Радуга в аду | страница 19



Пожалуй, это было лучшее их время. Их тайна. Погода стояла хорошая — встречались в парке. Отец играл, Вадим с увлечением наблюдал, переживал. «А давай с тобой сыграем», — предложил сын. «Нет, Вадим, — отказался отец. — Во-первых, ты играть не умеешь». «А ты научишь». — «Нет, — отмахнулся отец, — я играю только на деньги, а ради пустого времяпрепровождения… у меня слишком голова болит, это же напряжение, это же игра». Вадим, конечно, расстроился, но отца больше не донимал. И то было приятно — всякий раз, когда он подходил к игрокам, все знали, что он его сын. Уже от этого Вадим приятно краснел и смущенно жал руки игрокам.

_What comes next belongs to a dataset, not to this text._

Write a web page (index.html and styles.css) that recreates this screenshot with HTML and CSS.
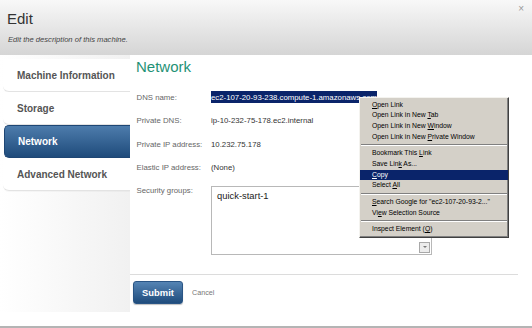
FILE: index.html
```html
<!DOCTYPE html>
<html lang="en">
<head>
<meta charset="UTF-8" />
<title>Edit machine</title>
<link rel="stylesheet" href="styles.css">
</head>
<body>
  <div class="dialog">
    <header class="dialog-head">
      <h1>Edit</h1>
      <p>Edit the description of this machine.</p>
      <span class="close">&#215;</span>
    </header>

    <div class="dialog-body">
      <nav class="side">
        <div class="nav-item">Machine Information</div>
        <div class="nav-item">Storage</div>
        <div class="nav-item active">Network</div>
        <div class="nav-item">Advanced Network</div>
      </nav>

      <main class="content">
        <h2>Network</h2>
        <div class="form">
          <div class="row">
            <span class="label">DNS name:</span>
            <span class="value"><span class="selected">ec2-107-20-93-238.compute-1.amazonaws.com</span></span>
          </div>
          <div class="row">
            <span class="label">Private DNS:</span>
            <span class="value">ip-10-232-75-178.ec2.internal</span>
          </div>
          <div class="row">
            <span class="label">Private IP address:</span>
            <span class="value">10.232.75.178</span>
          </div>
          <div class="row">
            <span class="label">Elastic IP address:</span>
            <span class="value">(None)</span>
          </div>
          <div class="row row-groups">
            <span class="label">Security groups:</span>
            <div class="groups-box">
              quick-start-1
              <span class="scroll-btn"></span>
            </div>
          </div>
        </div>
        <div class="actions">
          <button class="submit-btn">Submit</button>
          <a class="cancel">Cancel</a>
        </div>
      </main>
    </div>

    <!-- menu contextual del navegador, encima del formulario -->
    <ul class="context-menu">
      <li><u>O</u>pen Link</li>
      <li>Open Link in New <u>T</u>ab</li>
      <li>Open Link in New <u>W</u>indow</li>
      <li>Open Link in New <u>P</u>rivate Window</li>
      <li class="sep"></li>
      <li>Bookmark This <u>L</u>ink</li>
      <li>Save Lin<u>k</u> As...</li>
      <li class="hover"><u>C</u>opy</li>
      <li>Select <u>A</u>ll</li>
      <li class="sep"></li>
      <li><u>S</u>earch Google for "ec2-107-20-93-2..."</li>
      <li>Vi<u>e</u>w Selection Source</li>
      <li class="sep"></li>
      <li>Inspect Element (<u>Q</u>)</li>
    </ul>
  </div>
</body>
</html>
```

FILE: styles.css
```css
body {
  margin: 0;
  font-family: 'Liberation Sans', Arial, sans-serif;
  background: #fff;
}
.dialog {
  position: relative;
  width: 532px;
  height: 326px;
  border-bottom: 2px solid #b4b4b4;
  background: #fff;
}
.dialog-head {
  position: relative;
  height: 55px;
  padding: 10px 0 0 7px;
  box-sizing: border-box;
  background: linear-gradient(#f8f8f8, #d5d5d5);
}
.dialog-head h1 {
  margin: 0;
  font-size: 15px;
  line-height: 18px;
  font-weight: normal;
  color: #333;
}
.dialog-head p {
  margin: 7px 0 0 1px;
  font-size: 7.6px;
  line-height: 10px;
  font-style: italic;
  color: #444;
}
.close {
  position: absolute;
  top: 3px;
  right: 8px;
  font-size: 10px;
  color: #999;
}
.dialog-body {
  display: flex;
}
.side {
  width: 130px;
  height: 257px;
  padding-top: 4px;
  box-sizing: border-box;
  background: linear-gradient(90deg, #fff, #f1f1f1);
}
.nav-item {
  margin-left: 3px;
  height: 33px;
  padding-left: 14px;
  box-sizing: border-box;
  border-bottom: 1px solid #e3e3e3;
  border-bottom-left-radius: 6px;
  box-shadow: 0 1px 1px rgba(0,0,0,0.03);
  background: #fff;
  display: flex;
  align-items: center;
  font-size: 10px;
  font-weight: bold;
  color: #555;
}
.nav-item.active {
  margin-left: 4px;
  padding-left: 13px;
  border: 1px solid #1e4674;
  border-right: none;
  border-radius: 5px 0 0 5px;
  background: linear-gradient(#4d7cac, #1f4b7b);
  color: #fff;
  box-shadow: none;
}
.content {
  flex: 1;
  margin-right: 14px;
  padding-top: 3px;
}
.content h2 {
  margin: 0 0 0 6px;
  font-size: 15px;
  line-height: 18px;
  font-weight: normal;
  color: #1f9276;
}
.form {
  margin: 9.6px 0 0 6.5px;
  font-size: 7.8px;
}
.row {
  display: flex;
  height: 23.4px;
  align-items: center;
}
.label {
  width: 74.5px;
  color: #666;
}
.value {
  color: #333;
}
.selected {
  background: #0a246a;
  color: #fff;
  padding: 1.5px 0;
}
.row-groups {
  align-items: flex-start;
  height: auto;
  line-height: 23.4px;
}
.groups-box {
  position: relative;
  margin-top: 6.8px;
  width: 221px;
  height: 69px;
  box-sizing: border-box;
  border: 1px solid #b8b8b8;
  padding: 3px 5px;
  font-size: 9.4px;
  line-height: 12px;
  color: #222;
}
.scroll-btn {
  position: absolute;
  right: 1px;
  bottom: 1px;
  width: 9px;
  height: 9px;
  border: 1px solid #a8a8a8;
  background: #ececec;
}
.scroll-btn::after {
  content: '';
  position: absolute;
  left: 2.5px;
  top: 3.5px;
  border-left: 2px solid transparent;
  border-right: 2px solid transparent;
  border-top: 2px solid #777;
}
.actions {
  margin-top: 19px;
  border-top: 1px solid #dcdcdc;
  padding: 6.5px 0 0 3px;
  display: flex;
  align-items: center;
  gap: 9px;
}
.submit-btn {
  width: 50px;
  height: 23px;
  border: 1px solid #2a5585;
  border-radius: 3px;
  background: linear-gradient(#5584b4, #1f4c7c);
  box-shadow: 0 1px 1px rgba(0,0,0,0.25);
  color: #fff;
  font-family: inherit;
  font-size: 9.4px;
  font-weight: bold;
  padding: 0;
}
.cancel {
  font-size: 7.2px;
  color: #777;
}

/* menu contextual */
.context-menu {
  position: absolute;
  left: 359px;
  top: 97px;
  width: 150px;
  margin: 0;
  padding: 1.5px 0;
  box-sizing: border-box;
  list-style: none;
  background: #d4d0c8;
  border: 1px solid;
  border-color: #f4f3ef #404040 #404040 #f4f3ef;
  box-shadow: inset -1px -1px 0 #808080;
  font-size: 6.8px;
  color: #000;
}
.context-menu li {
  height: 10.7px;
  line-height: 10.7px;
  padding-left: 12px;
}
.context-menu li.hover {
  background: #0a246a;
  color: #fff;
}
.context-menu li.sep {
  height: 0;
  padding: 0;
  margin: 2px 1px;
  border-top: 1px solid #808080;
  border-bottom: 1px solid #fff;
}
```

Когда шел дождь, Вадим заходил к отцу в гости. Часами сидели они, отец на диване, Вадим в кресле, отец угощал его чаем, сам не пил. «Не могу при людях есть, — ответил раз он. — Давно один живу, привычка». Вадим помнил, что отец его всегда ел жадно, с каким-то глухим гортанным глуканьем, хотя рта никогда не раскрывал и, вроде, не чавкал, но это глухое… это глум, глум, глум… словом, не приятно оно было, и отец знал, что неприятно, оттого и ел один.

— А страшно… жить одному? — как-то вдруг спросил Вадим, когда долго сидели они в тишине, слыша лишь шум дождя за окном.

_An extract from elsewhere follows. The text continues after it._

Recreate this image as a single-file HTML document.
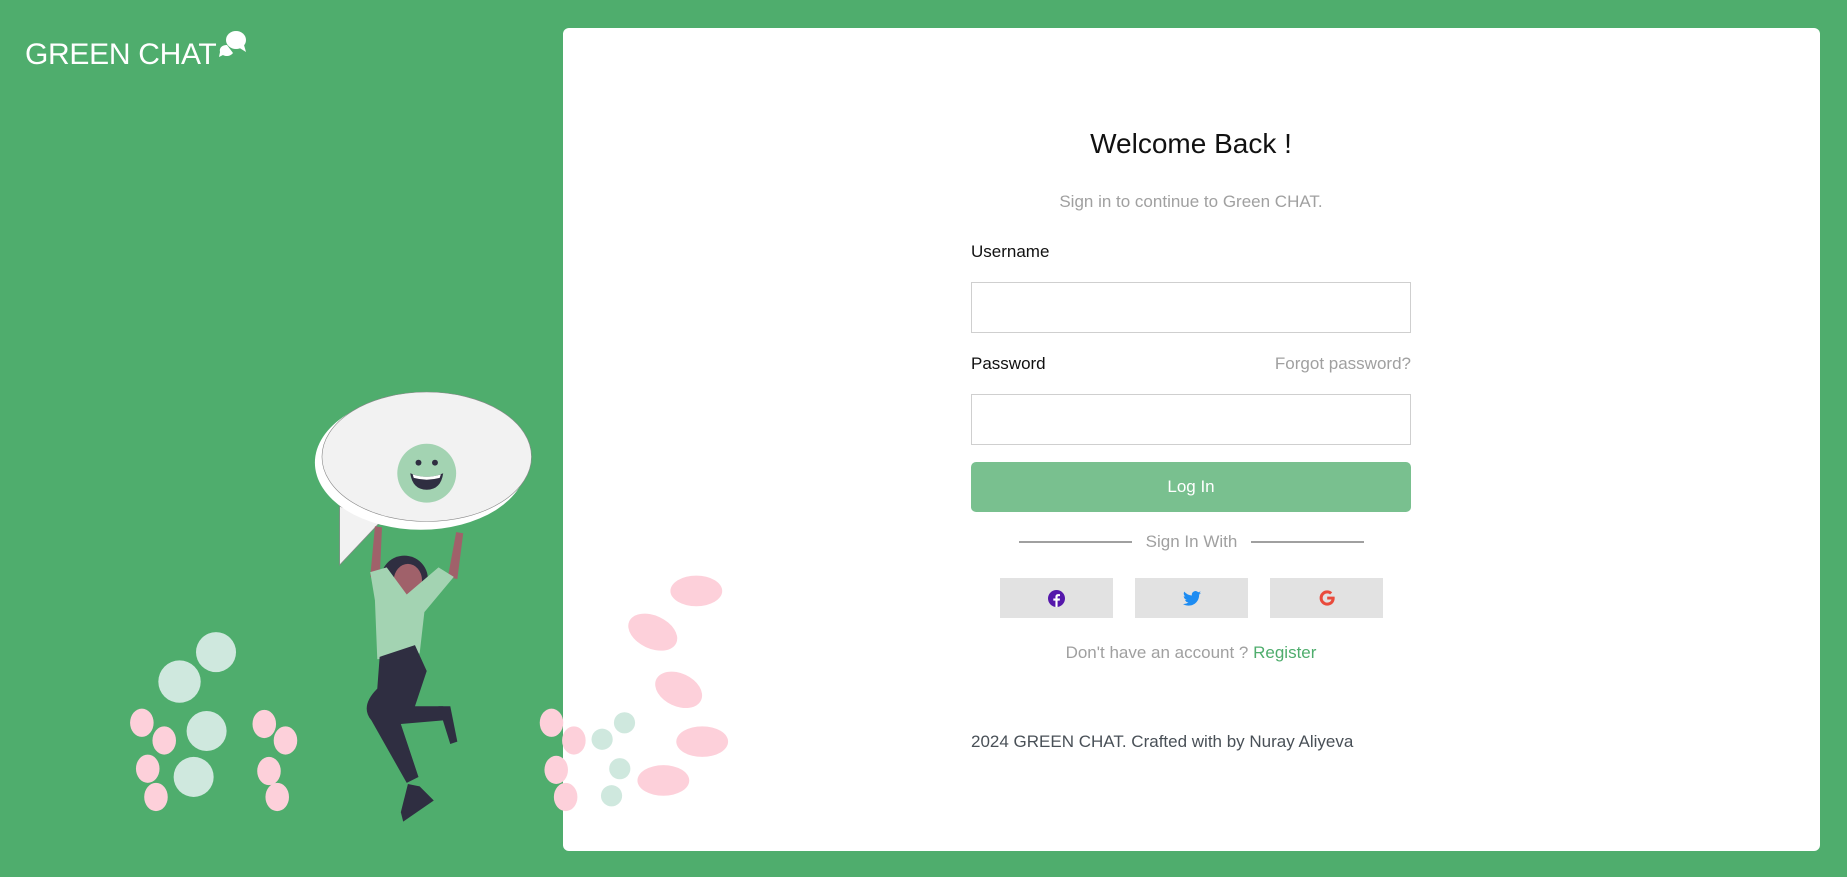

— Ты хоть понимаешь — что такое одиночество? — отец спросил, все продолжая смотреть куда-то в стену. — Что такое страх? Нет, не боль — страх, когда ты понимаешь — что один. Совсем один. Когда так и тянет в петлю… когда жизни боишься больше, чем смерти, — отец отвел взгляд от стены и посмотрел на сына. — Смерть страшная, очень страшная. Но какова должна быть жизнь — если даже смерть перестает пугать? Но я никогда не был трусом и в петлю не полезу.

— Самоубийца трус? — негромко вырвалось у Вадима.

— Первый трус.

— Чтобы убить себя, много мужества надо, — голос Вадима дрожал все отчетливее, в памяти вдруг возникло бескрайнее поле, и эти бетонные блоки под окнами и арматура; и он, его тело — всякий раз, когда видел эти блоки, он представлял себя с торчащими из тела железными штырями и раздробленной о бетон головой. — На такое решиться… Какая же здесь трусость, — уже шептал он. — Здесь… Здесь как раз — смелость, и смелость первая. А, порой, и честь, — это сказал он, уже представляя самурая, совершающего харакири. Он тогда самураями был увлечен, японцами, мечами. И сам, в глубине души, мечтал вот так вот — погибнуть с честью.

Отец усмехнулся, глядел на сына пристально и все с этой, чуть заметной, усмешкой.